Problem to solve:
Both boundary lines count: repeat, exactly and alone, the lines from the one containing "What React and" to the one containing "decoration-wavy decoration-[#e02020] decoration-1", with pictures left out.

== Stored data ==

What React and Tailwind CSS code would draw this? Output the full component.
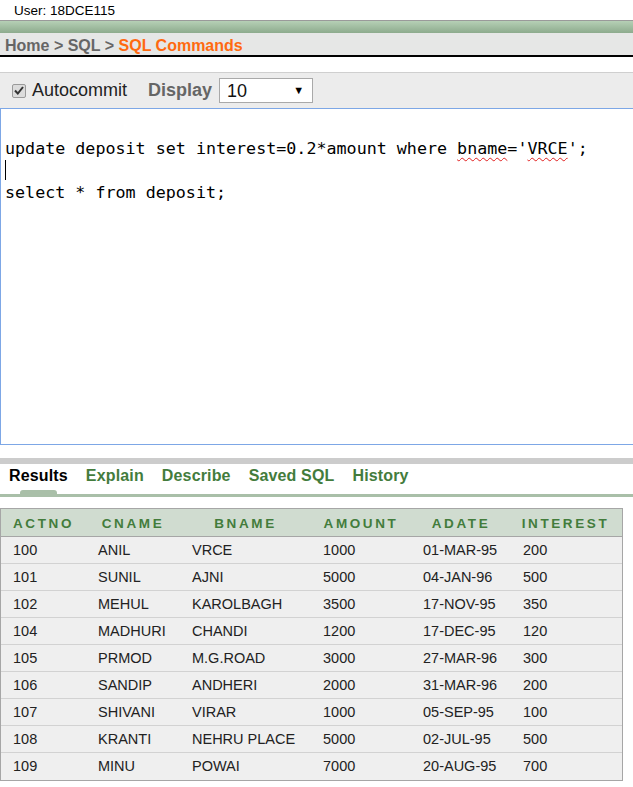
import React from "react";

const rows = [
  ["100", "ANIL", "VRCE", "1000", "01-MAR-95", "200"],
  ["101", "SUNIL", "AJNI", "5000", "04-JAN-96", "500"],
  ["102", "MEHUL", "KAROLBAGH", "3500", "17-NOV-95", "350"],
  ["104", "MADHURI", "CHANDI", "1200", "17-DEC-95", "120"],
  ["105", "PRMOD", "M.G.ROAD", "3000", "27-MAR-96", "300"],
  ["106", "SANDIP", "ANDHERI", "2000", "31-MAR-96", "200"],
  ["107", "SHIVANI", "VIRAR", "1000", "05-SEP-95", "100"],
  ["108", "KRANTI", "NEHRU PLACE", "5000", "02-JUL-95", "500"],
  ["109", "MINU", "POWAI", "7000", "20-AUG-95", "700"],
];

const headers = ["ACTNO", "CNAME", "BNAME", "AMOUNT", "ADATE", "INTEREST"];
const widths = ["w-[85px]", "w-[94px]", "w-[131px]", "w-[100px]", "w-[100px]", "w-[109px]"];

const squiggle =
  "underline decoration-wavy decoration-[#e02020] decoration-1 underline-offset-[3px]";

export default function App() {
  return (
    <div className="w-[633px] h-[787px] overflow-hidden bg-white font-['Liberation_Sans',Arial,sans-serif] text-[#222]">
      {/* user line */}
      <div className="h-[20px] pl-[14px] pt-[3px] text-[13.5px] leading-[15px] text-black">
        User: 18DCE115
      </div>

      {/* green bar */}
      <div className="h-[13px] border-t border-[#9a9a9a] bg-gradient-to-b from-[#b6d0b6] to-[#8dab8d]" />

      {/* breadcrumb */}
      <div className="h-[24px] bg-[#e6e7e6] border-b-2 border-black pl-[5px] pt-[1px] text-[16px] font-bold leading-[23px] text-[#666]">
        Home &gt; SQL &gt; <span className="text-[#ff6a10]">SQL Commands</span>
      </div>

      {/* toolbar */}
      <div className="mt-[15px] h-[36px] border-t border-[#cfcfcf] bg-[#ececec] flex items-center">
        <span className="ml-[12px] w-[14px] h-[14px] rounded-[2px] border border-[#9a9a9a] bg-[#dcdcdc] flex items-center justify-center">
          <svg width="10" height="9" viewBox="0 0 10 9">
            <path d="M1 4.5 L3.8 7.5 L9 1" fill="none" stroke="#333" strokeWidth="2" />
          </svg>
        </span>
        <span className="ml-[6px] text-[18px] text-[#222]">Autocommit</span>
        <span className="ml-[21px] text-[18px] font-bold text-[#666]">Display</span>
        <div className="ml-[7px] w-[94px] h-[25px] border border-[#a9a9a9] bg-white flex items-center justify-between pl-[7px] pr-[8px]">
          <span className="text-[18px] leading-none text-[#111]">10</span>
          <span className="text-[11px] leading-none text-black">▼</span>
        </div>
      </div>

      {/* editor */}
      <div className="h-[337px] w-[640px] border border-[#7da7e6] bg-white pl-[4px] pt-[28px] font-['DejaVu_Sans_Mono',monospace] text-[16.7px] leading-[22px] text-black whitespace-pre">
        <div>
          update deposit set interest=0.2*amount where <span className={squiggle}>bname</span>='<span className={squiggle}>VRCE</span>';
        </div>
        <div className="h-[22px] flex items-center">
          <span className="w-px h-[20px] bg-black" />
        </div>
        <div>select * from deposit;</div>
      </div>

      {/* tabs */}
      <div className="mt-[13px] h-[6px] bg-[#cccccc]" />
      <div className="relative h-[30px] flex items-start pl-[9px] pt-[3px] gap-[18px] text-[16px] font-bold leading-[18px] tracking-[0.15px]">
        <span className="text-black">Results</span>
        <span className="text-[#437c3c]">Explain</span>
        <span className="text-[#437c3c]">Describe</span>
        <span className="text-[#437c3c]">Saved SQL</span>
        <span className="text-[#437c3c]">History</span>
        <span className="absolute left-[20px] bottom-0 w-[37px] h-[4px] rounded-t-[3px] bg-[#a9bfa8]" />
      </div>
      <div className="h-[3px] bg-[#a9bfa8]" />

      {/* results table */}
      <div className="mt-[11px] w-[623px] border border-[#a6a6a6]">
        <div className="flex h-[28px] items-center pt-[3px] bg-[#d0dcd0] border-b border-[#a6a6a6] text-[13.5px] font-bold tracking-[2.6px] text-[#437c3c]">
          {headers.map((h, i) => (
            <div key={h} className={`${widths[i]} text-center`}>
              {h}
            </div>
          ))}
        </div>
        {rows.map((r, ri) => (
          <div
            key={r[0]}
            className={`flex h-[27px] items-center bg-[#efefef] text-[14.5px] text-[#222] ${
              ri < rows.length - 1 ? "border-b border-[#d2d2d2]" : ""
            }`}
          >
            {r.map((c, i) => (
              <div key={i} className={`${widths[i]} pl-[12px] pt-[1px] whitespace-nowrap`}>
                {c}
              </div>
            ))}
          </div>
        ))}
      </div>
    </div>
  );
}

===
== Stored data ==

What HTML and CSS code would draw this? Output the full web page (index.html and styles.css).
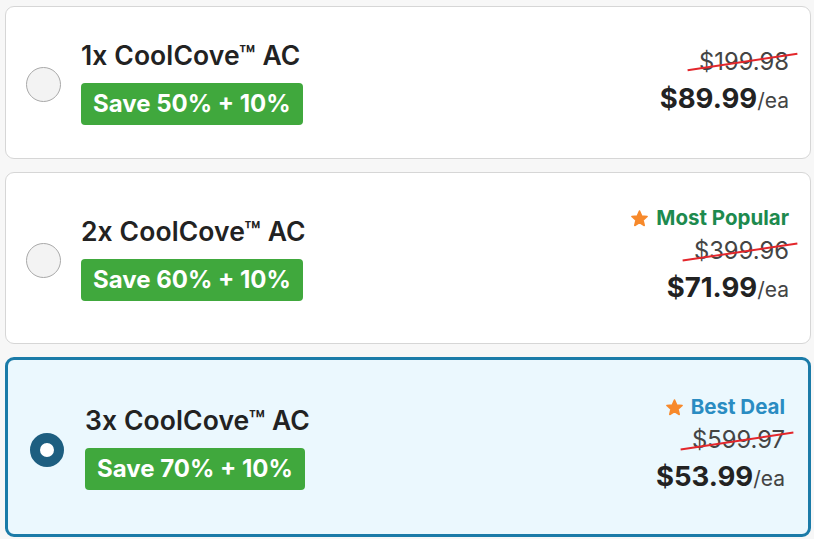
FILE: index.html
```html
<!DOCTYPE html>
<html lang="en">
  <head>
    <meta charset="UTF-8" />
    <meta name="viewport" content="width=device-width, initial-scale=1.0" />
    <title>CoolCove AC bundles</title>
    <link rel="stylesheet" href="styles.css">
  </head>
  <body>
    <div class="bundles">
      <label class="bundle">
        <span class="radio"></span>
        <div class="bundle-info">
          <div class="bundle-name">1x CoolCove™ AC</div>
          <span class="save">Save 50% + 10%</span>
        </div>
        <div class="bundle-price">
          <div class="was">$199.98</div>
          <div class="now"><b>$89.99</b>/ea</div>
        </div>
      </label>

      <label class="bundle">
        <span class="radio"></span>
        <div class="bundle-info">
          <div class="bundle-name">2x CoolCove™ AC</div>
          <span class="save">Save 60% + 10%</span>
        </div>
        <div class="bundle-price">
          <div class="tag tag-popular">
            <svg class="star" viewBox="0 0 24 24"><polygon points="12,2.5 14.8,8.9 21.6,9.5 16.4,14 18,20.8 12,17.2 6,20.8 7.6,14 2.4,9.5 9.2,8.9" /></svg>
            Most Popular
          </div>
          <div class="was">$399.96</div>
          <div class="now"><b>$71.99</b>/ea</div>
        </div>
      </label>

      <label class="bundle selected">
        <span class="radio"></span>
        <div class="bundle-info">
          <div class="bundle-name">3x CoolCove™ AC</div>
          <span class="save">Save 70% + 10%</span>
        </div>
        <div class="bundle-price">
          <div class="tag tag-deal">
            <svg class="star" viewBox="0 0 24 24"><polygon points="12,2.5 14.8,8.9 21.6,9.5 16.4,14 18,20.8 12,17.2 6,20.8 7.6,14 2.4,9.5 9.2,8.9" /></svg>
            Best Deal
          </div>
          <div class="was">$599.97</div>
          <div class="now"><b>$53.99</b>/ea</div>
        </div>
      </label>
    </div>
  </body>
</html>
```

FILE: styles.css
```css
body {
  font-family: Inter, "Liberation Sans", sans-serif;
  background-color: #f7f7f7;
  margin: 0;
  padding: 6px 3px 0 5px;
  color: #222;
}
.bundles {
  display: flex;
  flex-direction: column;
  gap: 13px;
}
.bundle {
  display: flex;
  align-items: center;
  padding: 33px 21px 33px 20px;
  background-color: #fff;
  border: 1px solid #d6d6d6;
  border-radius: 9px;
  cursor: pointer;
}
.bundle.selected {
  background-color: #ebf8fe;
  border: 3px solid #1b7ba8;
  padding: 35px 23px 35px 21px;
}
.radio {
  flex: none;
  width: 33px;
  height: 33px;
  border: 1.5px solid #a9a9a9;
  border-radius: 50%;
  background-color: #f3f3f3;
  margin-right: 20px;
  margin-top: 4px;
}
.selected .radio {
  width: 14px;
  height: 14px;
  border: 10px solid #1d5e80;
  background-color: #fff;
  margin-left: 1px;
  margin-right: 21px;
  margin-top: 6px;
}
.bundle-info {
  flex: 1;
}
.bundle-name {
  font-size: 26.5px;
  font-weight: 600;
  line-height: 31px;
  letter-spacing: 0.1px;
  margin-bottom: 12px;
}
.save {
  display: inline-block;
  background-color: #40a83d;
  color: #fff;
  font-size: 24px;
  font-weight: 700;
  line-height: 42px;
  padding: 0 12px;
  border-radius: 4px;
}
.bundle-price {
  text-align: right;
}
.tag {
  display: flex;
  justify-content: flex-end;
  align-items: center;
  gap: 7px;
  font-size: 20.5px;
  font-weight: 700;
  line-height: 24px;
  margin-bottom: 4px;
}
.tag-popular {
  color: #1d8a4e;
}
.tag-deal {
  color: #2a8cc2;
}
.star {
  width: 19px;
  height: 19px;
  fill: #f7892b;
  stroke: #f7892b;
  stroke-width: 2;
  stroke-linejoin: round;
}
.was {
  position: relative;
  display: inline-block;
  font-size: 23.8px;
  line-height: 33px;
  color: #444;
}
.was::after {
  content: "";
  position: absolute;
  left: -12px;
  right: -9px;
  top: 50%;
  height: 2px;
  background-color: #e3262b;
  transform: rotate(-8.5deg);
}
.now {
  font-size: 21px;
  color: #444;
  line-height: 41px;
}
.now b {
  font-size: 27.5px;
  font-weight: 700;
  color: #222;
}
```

===

Solution below:
What React and Tailwind CSS code would draw this? Output the full component.
import React from "react";

const rows = [
  ["100", "ANIL", "VRCE", "1000", "01-MAR-95", "200"],
  ["101", "SUNIL", "AJNI", "5000", "04-JAN-96", "500"],
  ["102", "MEHUL", "KAROLBAGH", "3500", "17-NOV-95", "350"],
  ["104", "MADHURI", "CHANDI", "1200", "17-DEC-95", "120"],
  ["105", "PRMOD", "M.G.ROAD", "3000", "27-MAR-96", "300"],
  ["106", "SANDIP", "ANDHERI", "2000", "31-MAR-96", "200"],
  ["107", "SHIVANI", "VIRAR", "1000", "05-SEP-95", "100"],
  ["108", "KRANTI", "NEHRU PLACE", "5000", "02-JUL-95", "500"],
  ["109", "MINU", "POWAI", "7000", "20-AUG-95", "700"],
];

const headers = ["ACTNO", "CNAME", "BNAME", "AMOUNT", "ADATE", "INTEREST"];
const widths = ["w-[85px]", "w-[94px]", "w-[131px]", "w-[100px]", "w-[100px]", "w-[109px]"];

const squiggle =
  "underline decoration-wavy decoration-[#e02020] decoration-1 underline-offset-[3px]";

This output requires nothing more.